>> Begin

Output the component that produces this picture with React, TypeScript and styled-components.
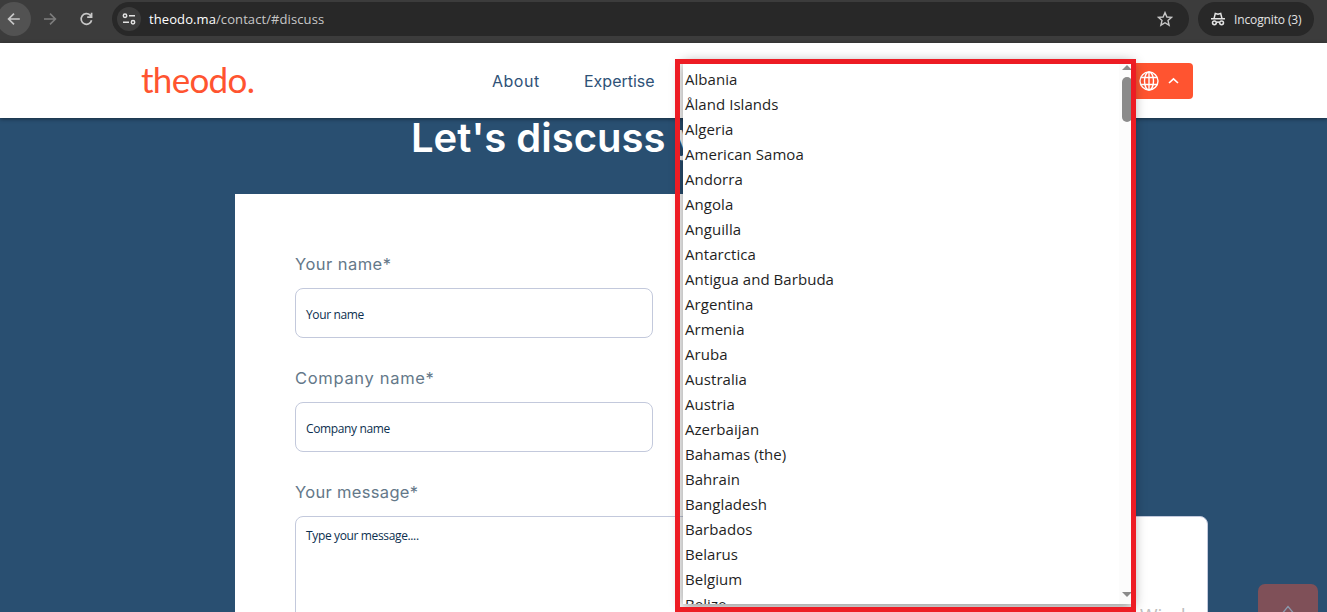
import React from "react";
import styled, { createGlobalStyle } from "styled-components";

const Global = createGlobalStyle`
  *, *::before, *::after { box-sizing: border-box; }
  html, body { margin: 0; padding: 0; overflow: hidden; }
  body { font-family: "Open Sans", sans-serif; background: #294f71; }
`;

const Page = styled.div`
  position: relative;
  width: 1327px;
  height: 612px;
  overflow: hidden;
  display: flex;
  flex-direction: column;
  background: #294f71;
`;

const BrowserBar = styled.div`
  flex: none;
  height: 43px;
  padding: 2px 13px 7px 0;
  display: flex;
  align-items: center;
  background: #3c3c3c;
`;

const BackButton = styled.div`
  width: 34px;
  height: 34px;
  margin-left: -3px;
  border-radius: 50%;
  background: #525252;
  display: grid;
  place-items: center;
`;

const NavGlyph = styled.div<{ $gap: number }>`
  display: grid;
  margin-left: ${(p) => p.$gap}px;
`;

const Omnibox = styled.div`
  width: 1077px;
  height: 34px;
  margin-left: 18px;
  padding: 0 16px 0 5px;
  border-radius: 17px;
  background: #282828;
  display: flex;
  align-items: center;
`;

const SiteInfo = styled.div`
  width: 24px;
  height: 24px;
  border-radius: 50%;
  background: #3c3c3c;
  display: grid;
  place-items: center;
`;

const Url = styled.div`
  flex: 1;
  margin-left: 8px;
  font-size: 13px;
  letter-spacing: 0.09px;
  color: #c7c7c7;
  b { font-weight: 400; color: #fff; }
`;

const IncognitoPill = styled.div`
  width: 116px;
  height: 34px;
  margin-left: 9px;
  padding-left: 12px;
  border-radius: 17px;
  background: #282828;
  color: #e3e3e3;
  font-size: 12px;
  letter-spacing: -0.13px;
  white-space: nowrap;
  display: flex;
  align-items: center;
  gap: 8px;
`;

const Header = styled.header`
  position: relative;
  z-index: 1;
  flex: none;
  height: 75px;
  padding: 0 134px 0 141px;
  display: flex;
  align-items: center;
  background: #fff;
  box-shadow: 0 1px 4px rgba(0, 0, 0, 0.45);
`;

const Logo = styled.div`
  width: 351px;
  padding-bottom: 3px;
  font-family: Lato, sans-serif;
  font-size: 35px;
  line-height: 42px;
  letter-spacing: -0.7px;
  color: #ff5430;
`;

const NavLink = styled.a<{ $width: number; $spacing: number }>`
  width: ${(p) => p.$width}px;
  font-family: Inter, sans-serif;
  font-size: 16px;
  line-height: 24px;
  letter-spacing: ${(p) => p.$spacing}px;
  color: #2f5277;
  white-space: nowrap;
`;

const LanguageButton = styled.div`
  width: 93px;
  height: 36px;
  margin-left: auto;
  padding-right: 14px;
  border-radius: 4px;
  background: #ff5430;
  display: flex;
  align-items: center;
  justify-content: flex-end;
  gap: 9px;
`;

const Hero = styled.main`
  flex: 1;
  min-height: 0;
  padding: 0 235px;
  display: flex;
  flex-direction: column;
`;

const Title = styled.h1`
  flex: none;
  margin: -4px 0 0 176px;
  height: 80px;
  font-family: Inter, sans-serif;
  font-weight: 600;
  font-size: 40px;
  line-height: 48px;
  color: #fff;
  white-space: nowrap;
`;

const Card = styled.form`
  flex: none;
  width: 857px;
  height: 560px;
  padding: 58px 60px 0;
  background: #fff;
`;

const Field = styled.div<{ $wide?: boolean }>`
  width: ${(p) => (p.$wide ? 913 : 358)}px;
  margin-bottom: 28px;
`;

const Label = styled.div<{ $spacing: number }>`
  height: 36px;
  font-family: Inter, sans-serif;
  font-size: 16.5px;
  line-height: 25px;
  letter-spacing: ${(p) => p.$spacing}px;
  color: #647889;
`;

const Box = styled.div<{ $tall?: boolean }>`
  height: ${(p) => (p.$tall ? 180 : 50)}px;
  padding: ${(p) => (p.$tall ? "10px" : "17px")} 10px 0;
  border: 1px solid #c3c9dc;
  border-radius: 8px;
  background: #fff;
  font-size: 12px;
  line-height: 17px;
  letter-spacing: -0.36px;
  color: #0c2f4f;
`;

const Popup = styled.div`
  position: absolute;
  z-index: 2;
  left: 683px;
  top: 60px;
  width: 450px;
  height: 544px;
  display: flex;
  background: #fff;
  box-shadow: 0 3px 12px rgba(0, 0, 0, 0.45);
`;

const Options = styled.div`
  flex: 1;
  padding: 7px 0 0 2px;
  overflow: hidden;
`;

const Option = styled.div`
  height: 25px;
  font-size: 15px;
  line-height: 25px;
  letter-spacing: 0.05px;
  color: #1f1f1f;
`;

const ScrollTrack = styled.div`
  width: 14px;
  padding: 5px 0 7px;
  background: #fcfcfc;
  display: flex;
  flex-direction: column;
  align-items: flex-end;
`;

const ScrollThumb = styled.div`
  width: 10px;
  height: 45px;
  margin: 7px 1px auto 0;
  border-radius: 5px;
  background: #8b8b8b;
`;

const Arrow = styled.svg`
  margin-right: 1px;
  flex: none;
`;

const Highlight = styled.div`
  position: absolute;
  z-index: 3;
  left: 675px;
  top: 59px;
  width: 461px;
  height: 553px;
  border: 5px solid #ed1c24;
`;

const ToTop = styled.div`
  position: absolute;
  left: 1258px;
  top: 584px;
  width: 60px;
  height: 60px;
  padding-top: 21px;
  border-radius: 7px;
  background: #7f5058;
  display: flex;
  justify-content: center;
`;

const Watermark = styled.div`
  position: absolute;
  left: 1140px;
  top: 603px;
  font-size: 19px;
  line-height: 24px;
  color: #bdbdbd;
`;

const countries = [
  "Albania", "Åland Islands", "Algeria", "American Samoa", "Andorra", "Angola", "Anguilla",
  "Antarctica", "Antigua and Barbuda", "Argentina", "Armenia", "Aruba", "Australia", "Austria",
  "Azerbaijan", "Bahamas (the)", "Bahrain", "Bangladesh", "Barbados", "Belarus", "Belgium", "Belize",
];

export default function App() {
  return (
    <Page>
      <Global />
      <BrowserBar>
        <BackButton>
          <svg width="14" height="14" viewBox="0 0 14 14" fill="none" stroke="#c7c7c7" strokeWidth="1.7">
            <path d="M12.8 7H2M7 1.6 1.6 7 7 12.4" />
          </svg>
        </BackButton>
        <NavGlyph $gap={12}>
          <svg width="14" height="14" viewBox="0 0 14 14" fill="none" stroke="#7d7d7d" strokeWidth="1.6">
            <path d="M1 7h11M7 1.6 12.4 7 7 12.4" />
          </svg>
        </NavGlyph>
        <NavGlyph $gap={22}>
          <svg width="15" height="14" viewBox="0 0 15 14" fill="none" stroke="#c7c7c7" strokeWidth="1.7">
            <path d="M12.6 8.2A5.3 5.3 0 1 1 11.2 3.2L12.4 4.6M12.6 .8V5.2H8.2" />
          </svg>
        </NavGlyph>
        <Omnibox>
          <SiteInfo>
            <svg width="14" height="12" viewBox="0 0 14 12" fill="none" stroke="#e3e3e3" strokeWidth="1.5">
              <circle cx="3" cy="2.7" r="1.7" />
              <path d="M7 2.7h6M1 9.2h6" />
              <circle cx="11" cy="9.2" r="1.7" />
            </svg>
          </SiteInfo>
          <Url><b>theodo.ma</b>/contact/#discuss</Url>
          <svg width="16" height="16" viewBox="0 0 16 16" fill="none" stroke="#c7c7c7" strokeWidth="1.4">
            <path d="M8 1.6 9.9 6l4.7.4-3.6 3.1 1.1 4.7L8 11.7l-4.1 2.5L5 9.5 1.4 6.4 6.1 6Z" />
          </svg>
        </Omnibox>
        <IncognitoPill>
          <svg width="16" height="14" viewBox="0 0 16 14" fill="none" stroke="#e3e3e3" strokeWidth="1.5">
            <path d="M1 6.8h14M4 6.6 5.3 1.5l2.7.8 2.7-.8L12 6.6M6.3 10.6q1.7-1 3.4 0" />
            <circle cx="4.4" cy="10.8" r="1.9" />
            <circle cx="11.6" cy="10.8" r="1.9" />
          </svg>
          Incognito (3)
        </IncognitoPill>
      </BrowserBar>
      <Header>
        <Logo>theodo.</Logo>
        <NavLink $width={92} $spacing={0.5}>About</NavLink>
        <NavLink $width={80} $spacing={0}>Expertise</NavLink>
        <LanguageButton>
          <svg width="20" height="20" viewBox="0 0 20 20" fill="none" stroke="#fff" strokeWidth="1.4">
            <circle cx="10" cy="10" r="9" />
            <ellipse cx="10" cy="10" rx="4.5" ry="9" />
            <path d="M10 1v18M2 6.5h16M2 13.5h16" />
          </svg>
          <svg width="11" height="7" viewBox="0 0 11 7" fill="none" stroke="#fff" strokeWidth="1.6">
            <path d="M1 6 5.5 1.8 10 6" />
          </svg>
        </LanguageButton>
      </Header>
      <Hero>
        <Title>Let's discuss y</Title>
        <Card>
          <Field><Label $spacing={0.46}>Your name*</Label><Box>Your name</Box></Field>
          <Field><Label $spacing={0.68}>Company name*</Label><Box>Company name</Box></Field>
          <Field $wide><Label $spacing={0.32}>Your message*</Label><Box $tall>Type your message....</Box></Field>
        </Card>
      </Hero>
      <Watermark>Windows</Watermark>
      <ToTop>
        <svg width="12" height="12" viewBox="0 0 12 12" fill="none" stroke="#8c9cb0" strokeWidth="1.3">
          <path d="M1 7.5 6 1.5l5 6" />
        </svg>
      </ToTop>
      <Popup>
        <Options>{countries.map((c) => <Option key={c}>{c}</Option>)}</Options>
        <ScrollTrack>
          <Arrow width="10" height="5" viewBox="0 0 10 5"><path d="M0 5 5 0l5 5Z" fill="#8b8b8b" /></Arrow>
          <ScrollThumb />
          <Arrow width="10" height="5" viewBox="0 0 10 5"><path d="M0 0 5 5l5-5Z" fill="#8b8b8b" /></Arrow>
        </ScrollTrack>
      </Popup>
      <Highlight />
    </Page>
  );
}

>> End

- **Requirement**: Take each line of the material that contains the word "components" and list it.

- **Exercise result**:
Output the component that produces this picture with React, TypeScript and styled-components.
import styled, { createGlobalStyle } from "styled-components";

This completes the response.